Set the listing down again in full, word for word, with the pictures left out.
— START OF STORED DATA —
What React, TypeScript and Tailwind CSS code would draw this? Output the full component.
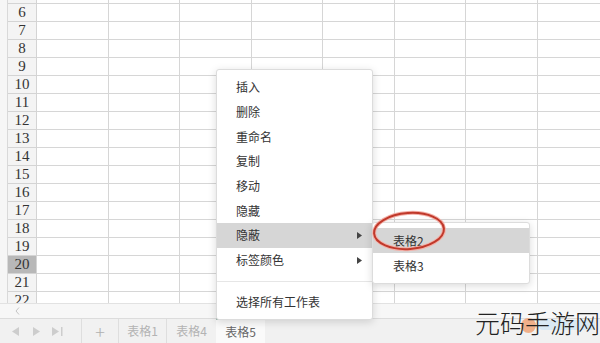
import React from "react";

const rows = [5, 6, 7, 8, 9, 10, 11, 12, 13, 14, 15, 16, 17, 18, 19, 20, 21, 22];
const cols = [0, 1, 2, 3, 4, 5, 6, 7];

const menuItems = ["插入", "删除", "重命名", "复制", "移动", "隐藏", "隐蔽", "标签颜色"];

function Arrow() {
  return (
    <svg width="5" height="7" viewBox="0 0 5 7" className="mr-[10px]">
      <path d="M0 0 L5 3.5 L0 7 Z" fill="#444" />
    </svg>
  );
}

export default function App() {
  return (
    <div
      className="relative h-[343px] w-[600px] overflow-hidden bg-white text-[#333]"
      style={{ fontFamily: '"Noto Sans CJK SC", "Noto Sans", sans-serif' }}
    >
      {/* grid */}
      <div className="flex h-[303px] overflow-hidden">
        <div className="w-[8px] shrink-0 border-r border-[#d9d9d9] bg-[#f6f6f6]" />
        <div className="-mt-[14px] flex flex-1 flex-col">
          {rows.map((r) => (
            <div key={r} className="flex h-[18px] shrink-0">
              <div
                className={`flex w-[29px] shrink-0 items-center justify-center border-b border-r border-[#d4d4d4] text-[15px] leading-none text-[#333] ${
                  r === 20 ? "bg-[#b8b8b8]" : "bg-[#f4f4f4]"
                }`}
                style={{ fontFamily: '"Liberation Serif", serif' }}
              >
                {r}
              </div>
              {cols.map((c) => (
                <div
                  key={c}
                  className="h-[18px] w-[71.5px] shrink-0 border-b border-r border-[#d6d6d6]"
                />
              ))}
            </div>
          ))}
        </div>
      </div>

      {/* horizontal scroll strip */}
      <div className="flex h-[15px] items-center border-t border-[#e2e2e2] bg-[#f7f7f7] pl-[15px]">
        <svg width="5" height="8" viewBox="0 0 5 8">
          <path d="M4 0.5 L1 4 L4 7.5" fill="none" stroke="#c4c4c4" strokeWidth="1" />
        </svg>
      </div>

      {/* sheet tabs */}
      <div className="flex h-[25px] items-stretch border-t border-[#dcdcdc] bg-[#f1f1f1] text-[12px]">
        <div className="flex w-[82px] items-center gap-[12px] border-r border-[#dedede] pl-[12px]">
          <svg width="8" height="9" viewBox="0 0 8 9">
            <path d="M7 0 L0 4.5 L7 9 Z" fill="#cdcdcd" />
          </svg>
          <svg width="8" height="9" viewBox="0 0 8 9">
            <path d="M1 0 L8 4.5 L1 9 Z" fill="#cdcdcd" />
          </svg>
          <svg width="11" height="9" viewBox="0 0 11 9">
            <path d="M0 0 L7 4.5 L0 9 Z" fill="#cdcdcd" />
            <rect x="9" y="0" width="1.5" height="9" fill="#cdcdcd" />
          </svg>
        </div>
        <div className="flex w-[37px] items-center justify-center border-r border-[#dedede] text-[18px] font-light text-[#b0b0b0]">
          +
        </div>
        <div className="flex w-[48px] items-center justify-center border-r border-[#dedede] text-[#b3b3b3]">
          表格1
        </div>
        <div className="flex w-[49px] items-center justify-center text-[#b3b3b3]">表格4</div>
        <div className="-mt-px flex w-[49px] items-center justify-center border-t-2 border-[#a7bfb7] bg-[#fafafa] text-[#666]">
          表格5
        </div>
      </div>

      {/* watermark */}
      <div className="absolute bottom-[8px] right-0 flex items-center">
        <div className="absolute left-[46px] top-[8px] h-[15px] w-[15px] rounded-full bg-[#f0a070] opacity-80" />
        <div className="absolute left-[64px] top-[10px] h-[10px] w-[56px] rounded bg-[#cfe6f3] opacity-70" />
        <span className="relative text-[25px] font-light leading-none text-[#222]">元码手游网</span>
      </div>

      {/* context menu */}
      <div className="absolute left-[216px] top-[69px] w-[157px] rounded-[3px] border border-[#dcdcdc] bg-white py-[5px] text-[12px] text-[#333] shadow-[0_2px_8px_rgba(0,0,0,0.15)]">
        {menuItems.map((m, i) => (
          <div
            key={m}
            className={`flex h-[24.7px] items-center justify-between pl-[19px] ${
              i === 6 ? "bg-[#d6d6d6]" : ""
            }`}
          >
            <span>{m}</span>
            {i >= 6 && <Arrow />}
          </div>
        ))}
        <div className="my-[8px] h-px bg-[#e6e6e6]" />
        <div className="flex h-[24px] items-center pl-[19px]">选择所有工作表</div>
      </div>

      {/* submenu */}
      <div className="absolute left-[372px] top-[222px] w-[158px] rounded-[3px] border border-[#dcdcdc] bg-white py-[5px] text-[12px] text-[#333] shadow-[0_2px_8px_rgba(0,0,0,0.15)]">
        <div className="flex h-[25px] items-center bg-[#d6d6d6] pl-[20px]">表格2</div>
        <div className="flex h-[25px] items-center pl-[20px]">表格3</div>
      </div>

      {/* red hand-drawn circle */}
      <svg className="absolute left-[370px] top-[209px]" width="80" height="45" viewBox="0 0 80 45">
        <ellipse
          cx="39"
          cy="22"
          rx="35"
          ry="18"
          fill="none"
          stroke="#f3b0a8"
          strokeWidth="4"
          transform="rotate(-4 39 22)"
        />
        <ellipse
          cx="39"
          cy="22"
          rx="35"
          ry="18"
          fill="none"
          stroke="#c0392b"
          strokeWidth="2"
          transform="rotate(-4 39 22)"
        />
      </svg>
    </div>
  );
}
— END OF STORED DATA —
• WRITTEN SOLUTION:
What React, TypeScript and Tailwind CSS code would draw this? Output the full component.
import React from "react";

const rows = [5, 6, 7, 8, 9, 10, 11, 12, 13, 14, 15, 16, 17, 18, 19, 20, 21, 22];
const cols = [0, 1, 2, 3, 4, 5, 6, 7];

const menuItems = ["插入", "删除", "重命名", "复制", "移动", "隐藏", "隐蔽", "标签颜色"];

function Arrow() {
  return (
    <svg width="5" height="7" viewBox="0 0 5 7" className="mr-[10px]">
      <path d="M0 0 L5 3.5 L0 7 Z" fill="#444" />
    </svg>
  );
}

export default function App() {
  return (
    <div
      className="relative h-[343px] w-[600px] overflow-hidden bg-white text-[#333]"
      style={{ fontFamily: '"Noto Sans CJK SC", "Noto Sans", sans-serif' }}
    >
      {/* grid */}
      <div className="flex h-[303px] overflow-hidden">
        <div className="w-[8px] shrink-0 border-r border-[#d9d9d9] bg-[#f6f6f6]" />
        <div className="-mt-[14px] flex flex-1 flex-col">
          {rows.map((r) => (
            <div key={r} className="flex h-[18px] shrink-0">
              <div
                className={`flex w-[29px] shrink-0 items-center justify-center border-b border-r border-[#d4d4d4] text-[15px] leading-none text-[#333] ${
                  r === 20 ? "bg-[#b8b8b8]" : "bg-[#f4f4f4]"
                }`}
                style={{ fontFamily: '"Liberation Serif", serif' }}
              >
                {r}
              </div>
              {cols.map((c) => (
                <div
                  key={c}
                  className="h-[18px] w-[71.5px] shrink-0 border-b border-r border-[#d6d6d6]"
                />
              ))}
            </div>
          ))}
        </div>
      </div>

      {/* horizontal scroll strip */}
      <div className="flex h-[15px] items-center border-t border-[#e2e2e2] bg-[#f7f7f7] pl-[15px]">
        <svg width="5" height="8" viewBox="0 0 5 8">
          <path d="M4 0.5 L1 4 L4 7.5" fill="none" stroke="#c4c4c4" strokeWidth="1" />
        </svg>
      </div>

      {/* sheet tabs */}
      <div className="flex h-[25px] items-stretch border-t border-[#dcdcdc] bg-[#f1f1f1] text-[12px]">
        <div className="flex w-[82px] items-center gap-[12px] border-r border-[#dedede] pl-[12px]">
          <svg width="8" height="9" viewBox="0 0 8 9">
            <path d="M7 0 L0 4.5 L7 9 Z" fill="#cdcdcd" />
          </svg>
          <svg width="8" height="9" viewBox="0 0 8 9">
            <path d="M1 0 L8 4.5 L1 9 Z" fill="#cdcdcd" />
          </svg>
          <svg width="11" height="9" viewBox="0 0 11 9">
            <path d="M0 0 L7 4.5 L0 9 Z" fill="#cdcdcd" />
            <rect x="9" y="0" width="1.5" height="9" fill="#cdcdcd" />
          </svg>
        </div>
        <div className="flex w-[37px] items-center justify-center border-r border-[#dedede] text-[18px] font-light text-[#b0b0b0]">
          +
        </div>
        <div className="flex w-[48px] items-center justify-center border-r border-[#dedede] text-[#b3b3b3]">
          表格1
        </div>
        <div className="flex w-[49px] items-center justify-center text-[#b3b3b3]">表格4</div>
        <div className="-mt-px flex w-[49px] items-center justify-center border-t-2 border-[#a7bfb7] bg-[#fafafa] text-[#666]">
          表格5
        </div>
      </div>

      {/* watermark */}
      <div className="absolute bottom-[8px] right-0 flex items-center">
        <div className="absolute left-[46px] top-[8px] h-[15px] w-[15px] rounded-full bg-[#f0a070] opacity-80" />
        <div className="absolute left-[64px] top-[10px] h-[10px] w-[56px] rounded bg-[#cfe6f3] opacity-70" />
        <span className="relative text-[25px] font-light leading-none text-[#222]">元码手游网</span>
      </div>

      {/* context menu */}
      <div className="absolute left-[216px] top-[69px] w-[157px] rounded-[3px] border border-[#dcdcdc] bg-white py-[5px] text-[12px] text-[#333] shadow-[0_2px_8px_rgba(0,0,0,0.15)]">
        {menuItems.map((m, i) => (
          <div
            key={m}
            className={`flex h-[24.7px] items-center justify-between pl-[19px] ${
              i === 6 ? "bg-[#d6d6d6]" : ""
            }`}
          >
            <span>{m}</span>
            {i >= 6 && <Arrow />}
          </div>
        ))}
        <div className="my-[8px] h-px bg-[#e6e6e6]" />
        <div className="flex h-[24px] items-center pl-[19px]">选择所有工作表</div>
      </div>

      {/* submenu */}
      <div className="absolute left-[372px] top-[222px] w-[158px] rounded-[3px] border border-[#dcdcdc] bg-white py-[5px] text-[12px] text-[#333] shadow-[0_2px_8px_rgba(0,0,0,0.15)]">
        <div className="flex h-[25px] items-center bg-[#d6d6d6] pl-[20px]">表格2</div>
        <div className="flex h-[25px] items-center pl-[20px]">表格3</div>
      </div>

      {/* red hand-drawn circle */}
      <svg className="absolute left-[370px] top-[209px]" width="80" height="45" viewBox="0 0 80 45">
        <ellipse
          cx="39"
          cy="22"
          rx="35"
          ry="18"
          fill="none"
          stroke="#f3b0a8"
          strokeWidth="4"
          transform="rotate(-4 39 22)"
        />
        <ellipse
          cx="39"
          cy="22"
          rx="35"
          ry="18"
          fill="none"
          stroke="#c0392b"
          strokeWidth="2"
          transform="rotate(-4 39 22)"
        />
      </svg>
    </div>
  );
}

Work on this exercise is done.